ḌÂPOR KULINER, DIMADURA – Di antara deretan kuliner modern yang makin semarak di sudut-sudut Kota Sumenep, Madura, suara khas uap mendesah dari cetakan bambu tak pernah gagal menarik perhatian.
Ya, seperti bunyi nut-nut cerobong kereta api, suara itulah yang mengiringi jejak langkah Bang Iman, pria asal Solo yang sejak 2019 setia menjajakan putu, kudapan tradisional Jawa yang kini perlahan menjadi barang langka.
Setiap sore, aroma wangi pandan dan gula merah merebak dari gerobak sederhananya yang ia parkir tak jauh dari keramaian. Hari ini, keberuntungan membawa penulis kepergok dengannya di Jl. DR. Wahidin, Lingkungan Dhalem, Pajagalan, Kec. Kota Sumenep, Kabupaten Sumenep, Jawa Timur 69416.
Di sana, terlihat antrean kecil anak-anak, ibu-ibu, dan bahkan bapak-bapak bersarung, menanti giliran untuk mencicip putu hangat yang baru keluar dari cetakan.

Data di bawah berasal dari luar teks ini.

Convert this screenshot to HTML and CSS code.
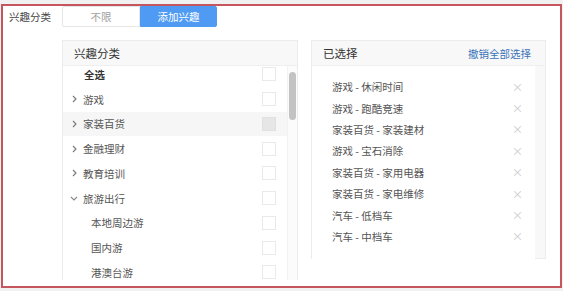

“Adonan ini saya bawa tiap hari 2,5 kilo. Biasanya habis sebelum Maghrib. Banyak yang nggak kebagian. Tapi kadang ya sampek pukul sembilan malem,” tutur Bang Iman sambil menekan-tekan adonan beras yang telah dibubuhi gula merah, lalu mengepulkannya dengan tekanan uap dari dandang kecil di atas gerobaknya.
Proses sederhana yang hanya butuh waktu beberapa menit ini justru menjadi atraksi yang membetot memori kolektif banyak orang.
Putu yang dibuat Bang Iman terbuat dari beras yang digiling halus, diberi isian gula merah asli, lalu dikukus dalam cetakan bambu kecil. Begitu matang, putu disajikan dengan taburan kelapa parut yang gurih dan lembut.
Satu gigitannya, dan kita seakan diseret mundur ke masa kecil, ke suasana kampung yang hangat dan sederhana.
“Kalau di Solo, suara putu itu suara sore,” lanjutnya sambil tersenyum. “Anak-anak langsung lari keluar rumah waktu dengar suara uapnya.”
Kini, Bang Iman menghidupkan kembali suara dan rasa itu di Kota Sumenep, Madura—ratusan kilometer dari kampung halamannya. Ia berkeliling dari satu sudut kota ke sudut lainnya, kadang di depan minimarket, kadang di pelataran masjid.
“Kalau malem, biasanya saya standby di ini, di depan Masjid Jamik, atau seputar Taman Bunga,” ujarnya.
Ia tidak punya tempat tetap, namun pelanggan tetapnya selalu bisa menemukan dia lewat kabar dari mulut ke mulut—dan kini, lewat peta digital.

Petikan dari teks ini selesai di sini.